# New boat 2020 24 footer!



## Capt Glenn Flowers (Jul 26, 2018)

It was a long 5-month wait but the brand new 2020 G3 Sportsman 2400 Marnie edition is here. It's the first all-white 2400 ever casted, and the first Sportsman made for the saltwater, thanks to my inputs, you're welcome. 

It features a front 25 gallon live well and a rear 70 gallon well for plenty of bait and fish storage. It's powered by a 250hp Super High Output Yamaha easily pushing the boat over 60 mph. 

On the bow is a 112lb thrust 36-volt Riptide trolling motor, love that spot lock!. The fish finder is the new Lowrance Live HDS unit. On the engine, I've added a Jack plate for cruising the flats in super shallow water. 

The bow has a huge platform that I'll be rigging up for flounder gigging.

The boat is rigged and ready to fish, I've already done 5 trips with it and dang is it an efficient killing machine. It's the perfect Multi-species boat.

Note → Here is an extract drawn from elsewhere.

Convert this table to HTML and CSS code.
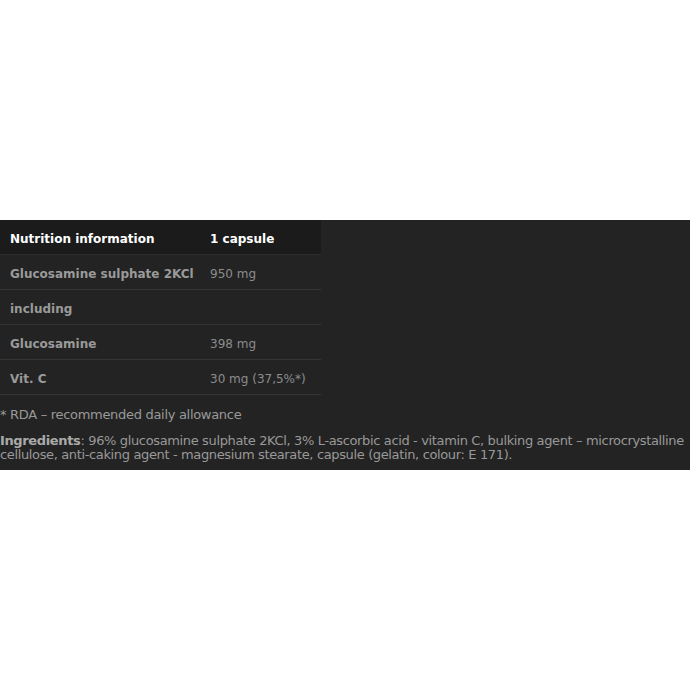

If you wanna go give me call, let's go fishing.
850-208-4667
www.cathunters.net


----------



## CurDog (Nov 14, 2010)

dang nice looking boat, roomy too. curious as to which fish finder you went with?


----------



## Capt Glenn Flowers (Jul 26, 2018)

CurDog said:


> dang nice looking boat, roomy too. curious as to which fish finder you went with?


HDS Live


----------



## CurDog (Nov 14, 2010)

Sweet, thanks


----------



## stevenattsu (Apr 24, 2009)

Hows the walleye fishing been?


----------



## Capt Glenn Flowers (Jul 26, 2018)

stevenattsu said:


> Hows the walleye fishing been?


Pretty good. Keeps me busy


----------



## SurfRidr (Apr 24, 2012)

Capt Glenn Flowers said:


> It's the first all-white 2400 ever casted, and the first Sportsman made for the saltwater, thanks to my inputs, you're welcome.


:thumbsup:


----------